She told The Gleaner that this time of year, although she doesn’t get excessive, she usually cooks up a storm and made it clear that she knows her way around the kitchen.

“I am not one of those persons who get exorbitant and excessive at Christmas time, but because of how I was brought up with lots of food and thing at this time of the year, I look forward to cooking. I love to cook. My friends will tell you that they would eat my gungo rice and peas 'so-so' because it was so nice. Yuh don’t have to eat it with any protein or meat kind. I do a really lovely roast beef as well, but I have kinda dropped red meat. I do sweet potato salad, macaroni and cheese, vegetable salad. And yam and corn, that one is a Fae speciality. Yellow yam with corn and a special cheese sauce, everybody would grab that thing. I do a really good curried goat as well," she said.

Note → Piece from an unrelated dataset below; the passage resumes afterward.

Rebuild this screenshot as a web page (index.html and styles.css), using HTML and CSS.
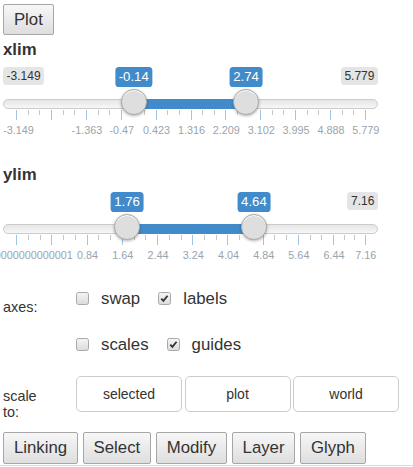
FILE: index.html
```
<!DOCTYPE html>
<html>
<head>
<meta charset="utf-8">
<link rel="stylesheet" href="styles.css">
</head>
<body>
<div class="top"><button class="btn">Plot</button></div>

<div class="field">
  <div class="field-label">xlim</div>
  <div class="irs">
    <span class="irs-line"></span>
    <span class="irs-bar" style="left:130.7px;width:112.4px"></span>
    <span class="irs-min">-3.149</span>
    <span class="irs-max">5.779</span>
    <span class="irs-from" style="left:130.7px">-0.14</span>
    <span class="irs-to" style="left:243.1px">2.74</span>
    <div class="irs-grid">
      <span class="pol" style="left:13.2px"></span><span class="pol small" style="left:24.82px"></span><span class="pol small" style="left:36.44px"></span>
      <span class="pol" style="left:48.06px"></span><span class="pol small" style="left:59.68px"></span><span class="pol small" style="left:71.3px"></span>
      <span class="pol" style="left:82.92px"></span><span class="pol small" style="left:94.54px"></span><span class="pol small" style="left:106.16px"></span>
      <span class="pol" style="left:117.78px"></span><span class="pol small" style="left:129.4px"></span><span class="pol small" style="left:141.02px"></span>
      <span class="pol" style="left:152.64px"></span><span class="pol small" style="left:164.26px"></span><span class="pol small" style="left:175.88px"></span>
      <span class="pol" style="left:187.5px"></span><span class="pol small" style="left:199.12px"></span><span class="pol small" style="left:210.74px"></span>
      <span class="pol" style="left:222.36px"></span><span class="pol small" style="left:233.98px"></span><span class="pol small" style="left:245.6px"></span>
      <span class="pol" style="left:257.22px"></span><span class="pol small" style="left:268.84px"></span><span class="pol small" style="left:280.46px"></span>
      <span class="pol" style="left:292.08px"></span><span class="pol small" style="left:303.7px"></span><span class="pol small" style="left:315.32px"></span>
      <span class="pol" style="left:326.94px"></span><span class="pol small" style="left:338.56px"></span><span class="pol small" style="left:350.18px"></span>
      <span class="pol" style="left:361.8px"></span>
      <span class="gt" style="left:14.5px">-3.149</span>
      <span class="gt" style="left:82.92px">-1.363</span>
      <span class="gt" style="left:117.78px">-0.47</span>
      <span class="gt" style="left:152.64px">0.423</span>
      <span class="gt" style="left:187.5px">1.316</span>
      <span class="gt" style="left:222.36px">2.209</span>
      <span class="gt" style="left:257.22px">3.102</span>
      <span class="gt" style="left:292.08px">3.995</span>
      <span class="gt" style="left:326.94px">4.888</span>
      <span class="gt" style="left:361.8px">5.779</span>
    </div>
    <span class="irs-handle" style="left:130.7px"></span>
    <span class="irs-handle" style="left:243.1px"></span>
  </div>
</div>

<div class="field">
  <div class="field-label">ylim</div>
  <div class="irs">
    <span class="irs-line"></span>
    <span class="irs-bar" style="left:124.1px;width:126.8px"></span>
    <span class="irs-max">7.16</span>
    <span class="irs-from" style="left:124.1px">1.76</span>
    <span class="irs-to" style="left:250.9px">4.64</span>
    <div class="irs-grid">
      <span class="pol" style="left:13.2px"></span><span class="pol small" style="left:24.94px"></span><span class="pol small" style="left:36.67px"></span>
      <span class="pol" style="left:48.41px"></span><span class="pol small" style="left:60.15px"></span><span class="pol small" style="left:71.88px"></span>
      <span class="pol" style="left:83.62px"></span><span class="pol small" style="left:95.36px"></span><span class="pol small" style="left:107.09px"></span>
      <span class="pol" style="left:118.83px"></span><span class="pol small" style="left:130.57px"></span><span class="pol small" style="left:142.3px"></span>
      <span class="pol" style="left:154.04px"></span><span class="pol small" style="left:165.78px"></span><span class="pol small" style="left:177.51px"></span>
      <span class="pol" style="left:189.25px"></span><span class="pol small" style="left:200.99px"></span><span class="pol small" style="left:212.72px"></span>
      <span class="pol" style="left:224.46px"></span><span class="pol small" style="left:236.2px"></span><span class="pol small" style="left:247.93px"></span>
      <span class="pol" style="left:259.67px"></span><span class="pol small" style="left:271.41px"></span><span class="pol small" style="left:283.14px"></span>
      <span class="pol" style="left:294.88px"></span><span class="pol small" style="left:306.62px"></span><span class="pol small" style="left:318.35px"></span>
      <span class="pol" style="left:330.09px"></span><span class="pol small" style="left:340.66px"></span><span class="pol small" style="left:351.23px"></span>
      <span class="pol" style="left:361.8px"></span>
      <span class="gt" style="left:14.5px">-0.7600000000000001</span>
      <span class="gt" style="left:83.62px">0.84</span>
      <span class="gt" style="left:118.83px">1.64</span>
      <span class="gt" style="left:154.04px">2.44</span>
      <span class="gt" style="left:189.25px">3.24</span>
      <span class="gt" style="left:224.46px">4.04</span>
      <span class="gt" style="left:259.67px">4.84</span>
      <span class="gt" style="left:294.88px">5.64</span>
      <span class="gt" style="left:330.09px">6.44</span>
      <span class="gt" style="left:361.8px">7.16</span>
    </div>
    <span class="irs-handle" style="left:124.1px"></span>
    <span class="irs-handle" style="left:250.9px"></span>
  </div>
</div>

<div class="opt-row">
  <div class="opt-label">axes:</div>
  <div class="opt-lines">
    <div class="opt-line">
      <span class="cb-item"><span class="cb"></span>swap</span>
      <span class="cb-item"><span class="cb checked"><svg viewBox="0 0 13 13" width="13" height="13"><path d="M3.3 6.6 L5.4 8.9 L9.6 3.8" fill="none" stroke="#333" stroke-width="1.8"/></svg></span>labels</span>
    </div>
    <div class="opt-line">
      <span class="cb-item"><span class="cb"></span>scales</span>
      <span class="cb-item"><span class="cb checked"><svg viewBox="0 0 13 13" width="13" height="13"><path d="M3.3 6.6 L5.4 8.9 L9.6 3.8" fill="none" stroke="#333" stroke-width="1.8"/></svg></span>guides</span>
    </div>
  </div>
</div>

<div class="scale-row">
  <div class="scale-label">scale<br>to:</div>
  <div class="seg">
    <button class="seg-btn">selected</button>
    <button class="seg-btn">plot</button>
    <button class="seg-btn">world</button>
  </div>
</div>

<div class="bottom-row">
  <button class="btn">Linking</button>
  <button class="btn">Select</button>
  <button class="btn">Modify</button>
  <button class="btn">Layer</button>
  <button class="btn">Glyph</button>
</div>
<div class="footer-line"></div>
</body>
</html>
```

FILE: styles.css
```
html, body {
  margin: 0;
  padding: 0;
  overflow: hidden;
}
body {
  font-family: "Liberation Sans", Arial, sans-serif;
  color: #333;
  background: #fff;
  width: 413px;
  height: 467px;
}
.top {
  padding: 4px 0 0 3px;
  height: 31px;
}
.btn {
  display: block;
  box-sizing: border-box;
  height: 31.5px;
  padding: 0 9.9px;
  font-family: "Liberation Sans", Arial, sans-serif;
  font-size: 16.8px;
  color: #333;
  border: 1px solid #a6a6a6;
  border-radius: 2px;
  background: linear-gradient(to bottom, #f7f7f7, #dedede);
}
.top .btn { height: 31px; }
.field-label {
  font-weight: bold;
  font-size: 16.8px;
  line-height: 20px;
  margin: 4.5px 0 0 3px;
}
.field + .field .field-label { margin-top: 25px; }

.irs {
  position: relative;
  height: 80px;
  margin: 0 35px 0 3px;
}
.irs-line {
  position: absolute;
  left: 0;
  right: 0;
  top: 39.5px;
  height: 10px;
  box-sizing: border-box;
  border: 1px solid #ccc;
  border-radius: 10px;
  background: linear-gradient(to bottom, #ddd -50%, #fff 150%);
}
.irs-bar {
  position: absolute;
  top: 39.5px;
  height: 10px;
  background: #428bca;
}
.irs-handle {
  position: absolute;
  top: 29.5px;
  width: 26.4px;
  height: 26.4px;
  margin-left: -13.2px;
  box-sizing: border-box;
  border: 1px solid #ababab;
  border-radius: 50%;
  background: #dedede;
  box-shadow: inset 0 1px 0 #fff, 0 1px 3px rgba(0,0,0,0.3);
}
.irs-min, .irs-max {
  position: absolute;
  top: 7.5px;
  font-size: 12px;
  line-height: 16px;
  padding: 1.2px 3.6px;
  color: #333;
  background: rgba(0,0,0,0.1);
  border-radius: 3.6px;
}
.irs-min { left: 0; }
.irs-max { right: 0; }
.irs-from, .irs-to {
  position: absolute;
  top: 7.5px;
  font-size: 13.2px;
  line-height: 17.6px;
  padding: 1.2px 3.6px;
  color: #fff;
  background: #428bca;
  border-radius: 3.6px;
  transform: translateX(-50%);
  white-space: nowrap;
}
.irs-grid {
  position: absolute;
  left: 0;
  right: 0;
  top: 50.5px;
  height: 28px;
}
.pol {
  position: absolute;
  top: 0;
  width: 1px;
  height: 9.6px;
  background: rgba(66,139,202,0.5);
}
.pol.small {
  height: 4.8px;
  background: rgba(153,153,153,0.55);
}
.gt {
  position: absolute;
  top: 14.8px;
  font-size: 10.8px;
  line-height: 10.8px;
  color: #99a4ac;
  white-space: nowrap;
  transform: translateX(calc(-50% + 1px));
}

.opt-row {
  display: flex;
  margin: 21px 0 0 3px;
}
.opt-label {
  width: 73px;
  font-size: 14.4px;
  line-height: 17px;
  padding-top: 13.2px;
}
.opt-lines {
  display: flex;
  flex-direction: column;
  gap: 20px;
}
.opt-line {
  display: flex;
  align-items: center;
  height: 26px;
  font-size: 16.8px;
}
.cb-item {
  display: flex;
  align-items: center;
  margin-right: 18px;
}
.cb {
  display: block;
  width: 13px;
  height: 13px;
  margin-right: 12px;
  box-sizing: border-box;
  border: 1px solid #a9a9a9;
  border-radius: 2.5px;
  background: linear-gradient(to bottom, #f4f4f4, #dcdcdc);
  position: relative;
}
.cb svg {
  position: absolute;
  left: -1px;
  top: -1px;
}

.scale-row {
  display: flex;
  align-items: flex-start;
  margin: 18.5px 0 0 3px;
}
.scale-label {
  width: 73px;
  font-size: 14.4px;
  line-height: 16px;
  padding-top: 12.2px;
}
.seg {
  display: flex;
  gap: 2.5px;
}
.seg-btn {
  width: 106px;
  height: 36px;
  box-sizing: border-box;
  border: 1px solid #ccc;
  border-radius: 5px;
  background: #fff;
  font-family: "Liberation Sans", Arial, sans-serif;
  font-size: 14px;
  color: #333;
  padding: 0;
}

.bottom-row {
  display: flex;
  gap: 4.7px;
  margin: 11.8px 0 0 3px;
}
.bottom-row .btn { height: 32px; }
.footer-line {
  margin-top: 1px;
  border-top: 1px solid #ddd;
}
```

“I go to my mother’s every year for Christmas and cook. She’s 92 and still living in the hills of Clarendon. I will be going there this year to prepare food and so I am picking up her brother who is 90 who lives in Kingston and he and my son, we’re going to go. In previous years a few people in the community who have been good to us would come by and have Christmas lunch with us, but with [this] COVID-19 thing, that’s not happening this year. But what I have done though is that I have gotten myself some food boxes so if any of those people come I won’t let them in, but I will put a meal in the box and let them have it.”

Reminiscing on Christmases past, Ellington recalled her days at Grand Market as a child.

“I have several memories, but one that comes to mind is as a little girl going up to the square or the cross roads as we called it in Smithville in the hills of Clarendon on Grand Market night. And it wasn’t just Grand Market it was what happened there. That was when I was able to buy my 'feefee' and my balloons and my Christmas hat and my starlight and meet other children and have a wonderful time,” she said.

She also recalls soda being a novelty during that time.

“I born in the '50s innu so at Grand Market, way back when, [when] we would get soda that was the only time of year we would get it as a treat. So either kola champagne or cream soda in the glass bottle and that was a big big treat," she recalls.

Grand Market, sometimes referred to as Gran' Market is held in all major towns and cities across Jamaica on Christmas Eve. Many, like Ellington, look forward to the grand affair which brings buyers and sellers together for last-minute shopping. Activities this year were greatly reduced in light of the coronavirus pandemic.